Published Jun 14, 2019
I (at the time of this writing) work for Elastic. A medium sized, fully distributed company. My team is all over the world. My manager is in London. My closest team member is ~1500 miles away. But, we are a cohesive team, that all love working where we are. This is my first fully distributed job. It is my first remote job of any kind. There were times in the past where my previous employers would allow a “work from home” day. It is nothing compared to being fully distributed. Here are some lessons learned so far.
When distributed, you don’t randomly run into people in the hallways. There is no watercooler. No coffee-breaks. Teams succeed when there is a high level of trust between the members. This trust only occurs when the team know each other. Don’t skimp out on meetings. At Elastic, we things called Always On (AoN) video rooms. These are public video chat rooms, usually divided up by team or product-focus-area, where anybody can join and chat. Don’t shirk randomly meeting with people from your team.
You don’t have a commute. There is nothing incidentally separating your time between work and everything else. This can easily cause work to drift earlier and later into your days. Also, your brain has no signal to switch from “work mode”. Walk your dog, meditate, exercise, read, do anything that signals your brain that you have started and then ended your work day. A fake commute will make your life better.
When you are distributed, almost all communication is asynchronous. Don’t hide communications and rely on personal messages. Have open comms as much as possible. This simulates this group discussions you had around your desks when you used to work in an office. Maybe somebody else has important feedback. Possibly somebody else can answer your question. Don’t be afraid of Reply-All
. Just respect its power.
As for calendars and scheduling meetings, don’t be afraid to make your meetings public on the company calendar. This can build trust with others. It is not happenstance that openness and trust go hand-in-hand.

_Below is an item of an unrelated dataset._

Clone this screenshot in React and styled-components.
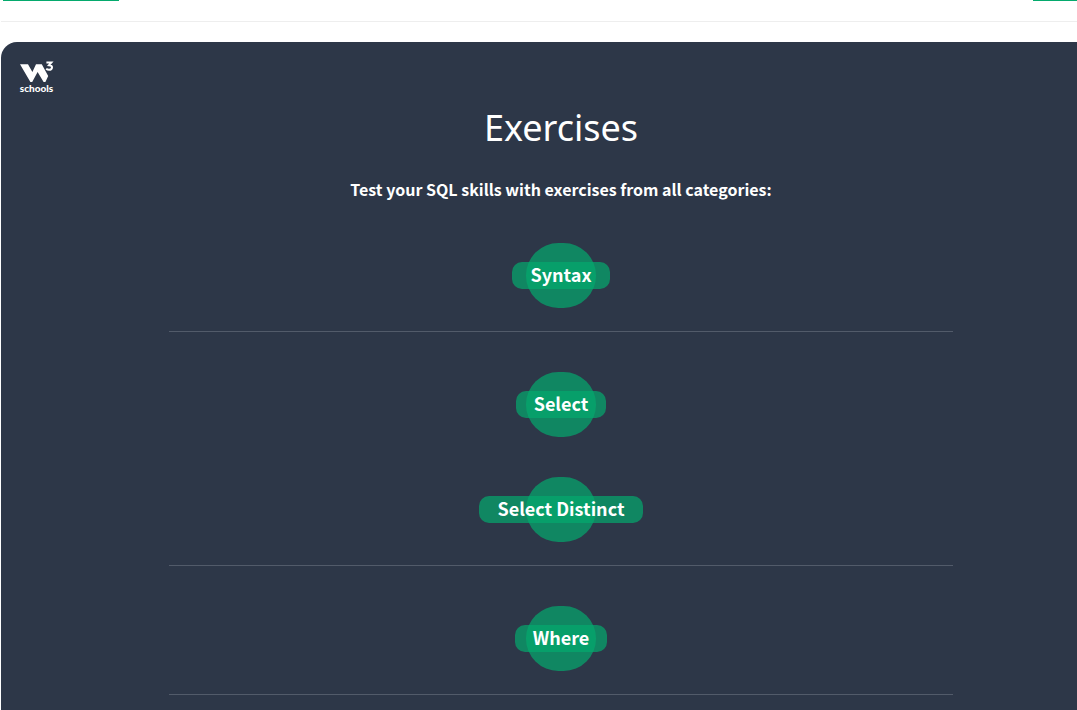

Don’t forget to set your “Do not disturb” hours in SLACK!
It took awhile for me to get used to more than half of my team ending work at before Noon. What if what I am working on is blocked by a colleague in Germany? Well, put it off until the next day. Pick up something else and get working. When working, especially when at the start or the end of larger projects, there will be times when you are blocked due to timezone differences. This is just a consequence of the universe. Deal with it. Do more than one thing.
Never take your local community for granted. Get plugged in, share experiences and grow. Even with SLACK, Zoom, IRC, E-Mail; humans need individual interactions. Get plugged into your local tech (or non-tech) community.